The carpet scratched against my legs as I sat at the front of the classroom before a flickering analog television set. The 1992 film adaptation of the classic novel Wuthering Heights by Emily Bronte played from a VCR tape. It was one of my favorite stories, although it filled me with a longing and loss I could not quite wrap my teenage brain around. Out of the corner of my eye, I caught a glimpse of Leo standing up and walking to his desk. It was nearly time for us to pack up our things and leave seventh period English. At the front of the school, a bus would be waiting to transport the Meadow Wood High Forensics team to the district competition.

I waited for him to leave the classroom before I got up and walked to my desk to collect my things. Oddly, my English book lay open on my desk to the poem, "To the Virgins, Make Much of Time." I raised a suspicious eyebrow and read the opening stanza:

Gather 'ye rosebuds while ye' may,
Old time is still a flying
And the same flower that smiles today,
To-morrow will be dying.

A smile tickled the corners of my mouth as I recalled Leo's smooth talking and even smoother dancing at the masquerade ball. It felt like ages ago. I avoided talking to him since our fight the morning after the dance, except for the occasional group project where we were forced to interact for academic purposes. I could tolerate that on occasion. Today, he would ride the bus with me to the Forensics competition and I hoped he wouldn't try to rekindle our friendship--if you could call it that. He was still the same old jerk obsessed with climbing the social ladder and flirting with all the ladies. I planned to keep my distance, as usual.

When I flashed the teacher my early dismissal pass, he waved me on and went back to grading papers. I wandered into the empty hallway and stopped at my locker, put in my combination, and popped open the door. A small mirror hanging inside bounced my reflection back to me, and, for the first time in a long time, I liked the person staring back at me. Under the mirror hung a photograph of four smiling girls: Jordan, still looking a little like the singer Lisa Loeb in her cool cat eye glasses; the strawberry blonde beauty with brains Courtney, who was my biology lab partner and confidante on the J.V. cheerleading squad; Sam, the drama diva and clarinet player with a fiery personality and dyed burgundy hair to match; and me. They were my new tribe of friends. Real ones. The kind that pass notes in the hallway, giggle about boys, and have sleepovers.

I slammed locker shut and quickly adjusted my outfit, a preppy, pastel purple ribbed cardigan with short sleeves and a flared polyester skirt almost the same color, and white, open-heeled loafers with chunky high heels—and speed-walked out to the front of the school. Luckily, the shiny yellow school bus rattled right there at the flagpole with the door open. I passed a row of blossoming dogwood trees and leapt inside.

"Good afternoon, miss," the wrinkled and gray man driving the bus said with a nod as I climbed aboard. "Take a seat."

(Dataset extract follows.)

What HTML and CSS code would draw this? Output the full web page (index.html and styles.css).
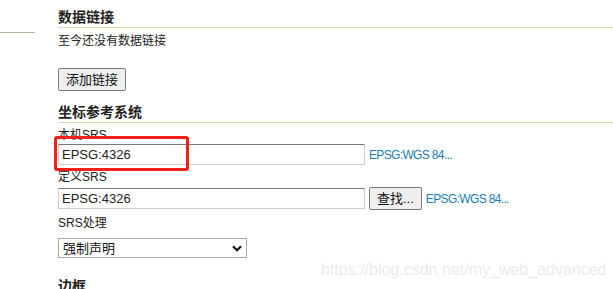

I searched for an open spot. Any spot would do, as long as it was far away from Leo Goodwin. I spotted him sitting in the middle of the bus on the right side. As if he could sense my stare, Leo raised his head and the shock of his gaze shot down my spine like electric current. I dove into the first open seat I saw.

That was close.

The bus rumbled out of the parking lot. A substitute teacher, who looked well beyond retirement age, sat behind the aging bus driver, snoring. Mrs. Tuttle was not back from maternity leave yet—the baby came two weeks late, a healthy little boy nearly ten pounds and all red in the face like his father. For the past month, I practiced my speech with the substitute after school on Wednesdays, but it wasn't the same. The sub had a theater background and coached me to use more inflection, well-timed pauses, and hand gestures.